Risks and Limitations of a Bullet Bond
- THE GIANT FINAL PAYMENT: The single biggest risk is failing to have the cash for the final bullet payment when it comes due.
- Reliance on an Exit Strategy: Your entire plan hinges on your ability to sell or refinance. A market downturn or a failed renovation can be catastrophic. Imagine your 12-month loan is due, your flip isn’t selling, and the lender is calling. This is how investors lose everything.
- Higher Costs: Loans with a bullet bond structure, often from hard money lenders, come with higher interest rates (e.g., 9-15%) and upfront fees called “points.”
FAQs: Bullet Bonds in Real Estate
What is the difference between a bullet bond and a bullet loan?
A bullet bond is the formal financial instrument or concept defined by its interest-only payment structure and lump-sum principal repayment at maturity. A bullet loan is the specific product offered by lenders (especially hard money lenders) to real estate investors that uses this exact same structure.

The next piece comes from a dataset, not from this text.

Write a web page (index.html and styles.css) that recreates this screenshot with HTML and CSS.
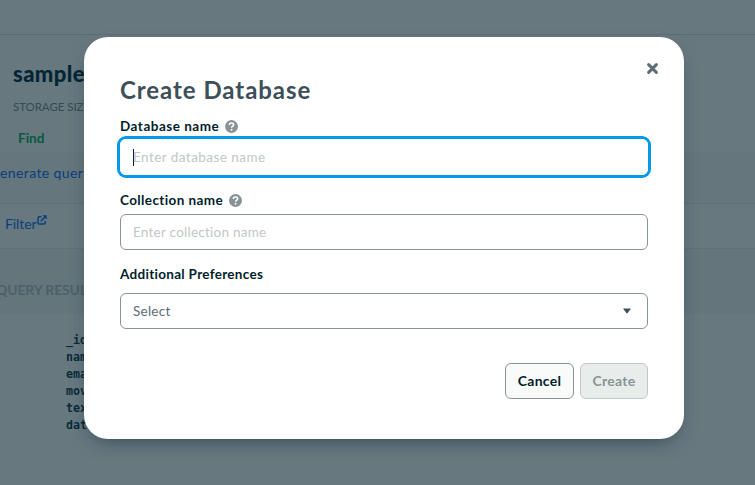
FILE: index.html
```html
<!DOCTYPE html>
<html lang="en">
<head>
<meta charset="utf-8">
<title>Create Database</title>
<link rel="stylesheet" href="styles.css">
</head>
<body>
<main class="page">
  <div class="topbar"></div>
  <section class="heading">
    <h1>sample</h1>
    <p class="storage">STORAGE SIZE</p>
    <p class="find">Find</p>
  </section>
  <section class="generate"><a>enerate query</a></section>
  <section class="filter"><a>Filter</a><svg class="external" viewBox="0 0 10 10"><path d="M4.3 1.7H2.2Q1 1.7 1 2.9V7.8Q1 9 2.2 9H7Q8.2 9 8.2 7.8V6M3.8 6.2 8 2" fill="none" stroke="currentColor" stroke-width="1.5"/><path d="M5.4.3H9.7V4.6Z" fill="currentColor"/></svg></section>
  <section class="results">QUERY RESULTS</section>
  <pre class="document">_id
name
email
movie
text
date</pre>
</main>
<div class="overlay">
  <div class="modal" role="dialog">
    <button class="close" aria-label="Close"><svg viewBox="0 0 10 10"><path d="M1.5 1.5 8.5 8.5M8.5 1.5 1.5 8.5" fill="none" stroke="currentColor" stroke-width="2.7" stroke-linecap="round"/></svg></button>
    <h2>Create Database</h2>
    <div class="label first"><span>Database name</span><svg class="help" viewBox="0 0 12 12"><circle cx="6" cy="6" r="6" fill="#889397"/><path d="M4 4.7C4 3.3 4.9 2.7 6 2.7S8 3.4 8 4.4C8 5.6 6.1 5.7 6.1 7.1" fill="none" stroke="#fff" stroke-width="1.4"/><circle cx="6.1" cy="9" r=".9" fill="#fff"/></svg></div>
    <div class="field focused"><span class="caret"></span><span class="hint">Enter database name</span></div>
    <div class="label second"><span>Collection name</span><svg class="help" viewBox="0 0 12 12"><circle cx="6" cy="6" r="6" fill="#889397"/><path d="M4 4.7C4 3.3 4.9 2.7 6 2.7S8 3.4 8 4.4C8 5.6 6.1 5.7 6.1 7.1" fill="none" stroke="#fff" stroke-width="1.4"/><circle cx="6.1" cy="9" r=".9" fill="#fff"/></svg></div>
    <div class="field collection"><span>Enter collection name</span></div>
    <div class="label third"><span>Additional Preferences</span></div>
    <div class="field select"><span>Select</span><svg class="arrow" viewBox="0 0 8 6"><path d="M.5.4H7.5Q8 .4 7.7.9L4.4 5.3Q4 5.8 3.6 5.3L.3.9Q0 .4.5.4Z" fill="#3d4f58"/></svg></div>
    <div class="actions"><button class="cancel">Cancel</button><button class="create" disabled>Create</button></div>
  </div>
</div>
</body>
</html>
```

FILE: styles.css
```css
* { box-sizing: border-box; }
body { margin: 0; width: 755px; height: 485px; overflow: hidden; position: relative; background: #68787f; font-family: Lato, "Liberation Sans", sans-serif; color: #001e2b; }
h1, h2, p, pre { margin: 0; }
button { font: inherit; padding: 0; }
.page { height: 485px; }
.topbar { height: 35px; border-bottom: 1px solid #5b6c74; }
.heading { height: 117px; padding: 26px 0 0 13px; color: #032634; }
h1 { font-size: 22px; line-height: 26px; font-weight: 900; letter-spacing: .4px; }
.storage { margin-top: 11px; font-size: 11.5px; line-height: 17px; letter-spacing: -.05px; color: #354a54; }
.find { margin: 14px 0 0 5px; font-size: 13.5px; line-height: 18px; font-weight: 700; color: #045a43; }
.generate { height: 52px; padding-top: 11px; font-size: 14px; line-height: 20px; letter-spacing: .4px; color: #073f80; background: #66767d; border-bottom: 1px solid #5e7078; }
.filter { height: 45px; padding: 10px 0 0 5px; display: flex; font-size: 14px; line-height: 20px; letter-spacing: -.1px; color: #073f80; border-bottom: 1px solid #5e7078; }
.external { width: 10px; height: 10px; margin: 1px 0 0 1px; }
.results { height: 65px; padding-top: 31px; text-indent: -4px; font-size: 14px; line-height: 20px; font-weight: 700; letter-spacing: -.15px; color: #4d6069; background: #64757c; }
.document { padding: 18px 0 0 66px; font: 700 11.6px/17px "DejaVu Sans Mono", monospace; color: #082b39; }
.overlay { position: absolute; inset: 0; padding: 37px 0 0 84px; }
.modal { position: relative; width: 600px; height: 402px; padding: 38px 36px 36px; border-radius: 24px; background: #fff; box-shadow: 0 8px 20px -8px rgba(0, 30, 43, .6); }
.close { position: absolute; right: 26px; top: 26px; width: 11px; height: 11px; padding: 0; border: 0; background: none; color: #5c6c75; }
.close svg, .help, .arrow { display: block; }
h2 { font-size: 24px; line-height: 30px; font-weight: 700; letter-spacing: .95px; color: #3d4f58; }
.label { display: flex; align-items: center; gap: 6px; height: 18px; margin-top: 12px; font-size: 13.5px; line-height: 18px; font-weight: 700; letter-spacing: .4px; white-space: nowrap; }
.first { letter-spacing: .5px; }
.help { width: 13px; height: 13px; }
.field { display: flex; align-items: center; height: 36px; margin-top: 4px; padding: 0 12px; border: 1px solid #889397; border-radius: 6px; font-size: 13.5px; letter-spacing: .25px; color: #c1c7c6; }
.focused { border-color: #fff; box-shadow: 0 0 0 3px #0498ec; }
.caret { width: 1px; height: 17px; margin-right: -1px; background: #001e2b; }
.hint { letter-spacing: .45px; }
.second { margin-top: 16px; }
.collection { margin-top: 4.5px; }
.third { margin-top: 15.5px; letter-spacing: .3px; }
.select { margin-top: 10px; justify-content: space-between; color: #5c6c75; }
.arrow { width: 8px; height: 6px; margin-right: 4px; }
.actions { display: flex; justify-content: flex-end; gap: 6px; margin-top: 34px; }
.actions button { height: 36px; padding-bottom: 2px; border-radius: 6px; font-size: 14px; font-weight: 700; letter-spacing: .3px; }
.actions .cancel { width: 69px; color: #001e2b; border: 1px solid #889397; background: #f9fbfa; }
.actions .create { width: 68px; color: #889397; border: 1px solid #c1c7c6; background: #e8edeb; }
```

Is this type of financing common in real estate?
Yes, it is extremely common for short-term projects like flipping houses or funding the acquisition and rehab phase of a BRRRR deal.
What is a “good” interest rate for a loan with a bullet bond structure?
Because they are higher risk and short-term, rates are much higher than a conventional mortgage. Expect rates to be anywhere from 9% to 15% or more, depending on the lender, the deal, and your experience.
Conclusion
The bullet bond, while sounding complex, is simply a payment structure. When applied to real estate investing as a “bullet loan,” it becomes a powerful—but risky—tool. It allows investors to preserve capital and move quickly on deals that require significant renovation.
However, its power is matched by its primary risk: the massive final payment. Never take on financing with this structure without a solid, pre-planned exit strategy. For the right project, it can unlock incredible opportunities. For the wrong one, it can be a recipe for disaster.